I am attempting to use the xps package to perform background correction and summarization (at the probeset level) on Affymetrix DroGene 1.1 ST arrays, but I am encountering an error right away when attempting to build a scheme file for these arrays as 'exon' arrays ie. using both the probeset and transcript annotations.
I am guessing that the issue may involve changes in the annotation files for na36 that are producing some sort of mismatch with the available PGF and CLF files, but I am not savvy enough with these formats to find the issue. Here's what the error looks like:
> library(xps) Welcome to xps version 1.40.0 an R wrapper for XPS - eXpression Profiling System (c) Copyright 2001-2018 by Christian Stratowa > > libdir <- "/Users/chrki23/Documents/Becky Data/XPS/DroGene-1_1-st" > anndir <- "/Users/chrki23/Documents/Becky Data/XPS/DroGene-1_1-st-v1-na36-dm3-transcript-csv" > anndir2 <- "/Users/chrki23/Documents/Becky Data/XPS/DroGene-1_1-st-v1-na36-dm3-probeset-csv" > scmdir <- "/Users/chrki23/Documents/Becky Data/XPS/Schemes" > ### DroGene-1_1-st-v1.na36.dm3: as exon array > scheme.drogene11stv1.na36.dm3 <- import.exon.scheme("Scheme_DroGene11stv1", filedir = scmdir, + layoutfile = file.path(libdir, "DroGene-1_1-st.clf"), + schemefile = file.path(libdir, "DroGene-1_1-st.pgf"), + probeset = file.path(anndir2, "DroGene-1_1-st-v1.na36.dm3.probeset.csv"), + transcript = file.path(anndir, "DroGene-1_1-st-v1.na36.dm3.transcript.csv"), add.mask = T, verbose = T) Creating new file </Users/chrki23/Documents/Becky Data/XPS/Schemes/Scheme_DroGene11stv1.root>... Importing </Users/chrki23/Documents/Becky Data/XPS/DroGene-1_1-st/DroGene-1_1-st.clf> as <DroGene-1_1-st.cxy>... <1416100> records imported...Finished New dataset <DroGene-1_1-st> is added to Content... Importing </Users/chrki23/Documents/Becky Data/XPS/DroGene-1_1-st-v1-na36-dm3-probeset-csv/DroGene-1_1-st-v1.na36.dm3.probeset.csv> as <DroGene-1_1-st.anp>... Number of probesets is <176275>. <176275> records read...Finished <175929> records imported...Finished <71433> exon annotations imported. Importing </Users/chrki23/Documents/Becky Data/XPS/DroGene-1_1-st/DroGene-1_1-st.pgf> as <DroGene-1_1-st.scm>... Reading data from input file... Number of probesets is <176275>. <176275> records read...Finished Sorting data for probeset_type and position... Total number of controls is <23> Filling trees with data for probeset type: control->chip... Number of control->chip items is <0>. Filling trees with data for probeset type: control->bgp... Filling trees with data for probeset type: control->affx... Number of control->affx probesets is <167>. Error: Number of control->affx imported <167> is not equal to number of annotated AFFX controls <75>. Error: CDF with version/magic number </Users/chrki23/Documents/Becky Data/XPS/DroGene-1_1-st/DroGene-1_1-st.pgf> is not supported. Error in import.exon.scheme("Scheme_DroGene11stv1", filedir = scmdir, : error in function ‘ImportExonSchemes’

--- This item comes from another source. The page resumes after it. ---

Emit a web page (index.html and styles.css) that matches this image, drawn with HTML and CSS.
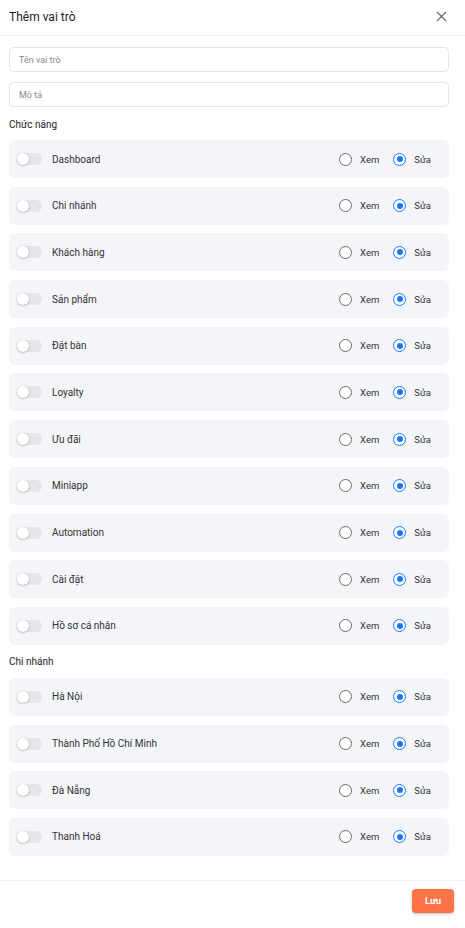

My session info looks like this:
R version 3.3.2 (2016-10-31) Platform: x86_64-apple-darwin13.4.0 (64-bit) Running under: OS X Yosemite 10.10.5 locale:  en_US.UTF-8/en_US.UTF-8/en_US.UTF-8/C/en_US.UTF-8/en_US.UTF-8 attached base packages:  stats graphics grDevices utils datasets methods base other attached packages:  xps_1.40.0 loaded via a namespace (and not attached):  tools_3.3.2 yaml_2.2.0
The mention of 167 affx controls vs. 75 makes me think that maybe something in the pgf/clf files is indicating there are also affx->ercc spike-in controls, which I think are present in the HuGeneST arrays (where there are 167 affx controls), but these are not present in the DroGene annotation files. I don't think they are actually present on the DroGene arrays either, though it would be nice if they were. Any ideas how to resolve this problem and successfully build a DroGeneST scheme? Do I somehow have to cook up a new pgf or clf?